I sort of enjoyed the reproduction of the toothy, elastic facial animations from the Ullman/Season 1 era, but gratuitous self-referential callbacks ≠ good writing—especially when it reminds one of when the Simpsons wasn’t so visually sterile.
That was actually the first Zombie Simpsons anything I’ve watched in three years. Don’t plan on doing that again for a good long while.
Congrats dude, you have the will of steel.
If they can reproduce the old, cruddy way the show used to be, why can they do that more often. And the end with all the different animation styles of The Simpsons are shows you could be watching right now instead of this dream. I recommend Archer, South Park, Adventure Time, and Sylvain Chomet’s work.
It appeared that trying to emulate the Ullman animation was the only interesting thing about the episode. Though in Bart’s case it seemed they were more inspired by his Season 1-2 animation and catchphrases than actual Ullman-era Bart.
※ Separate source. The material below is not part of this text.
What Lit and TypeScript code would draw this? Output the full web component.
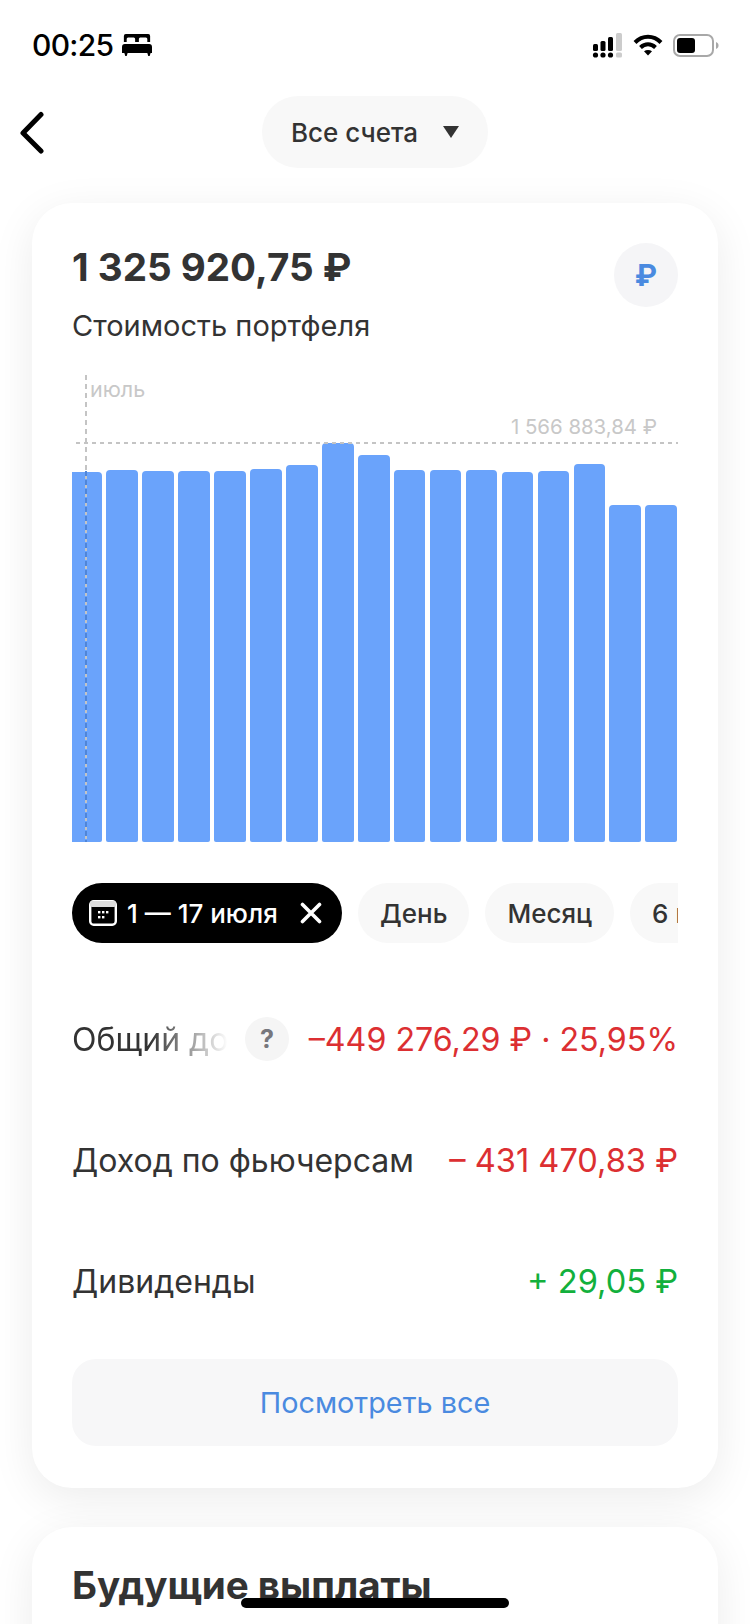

And it was sure disappointing that they did absolutely nothing with Ullman-era Lisa considering she clashes so heavily with modern ZS Lisa (she was almost a female Bart).
And they still ripped off Family Guy’s Back to Pilot (except, as always, FG still did it funnier).
That’s because Seth and the writers are aware of what most critics say about the show, mostly the claims t hat it’s a wannabe Simpsons and that its cutaway jokes have no plot relevance, though The Simpsons had its share of plot irrelevant jokes sand was compared to The Flintstones when it came out, so…
I watched it…and it was boring and unfunny. I did kind of like the ending seeing The Simpsons done in different styles but that was it.
What was with the sherry or terry voice at the very end with the camera?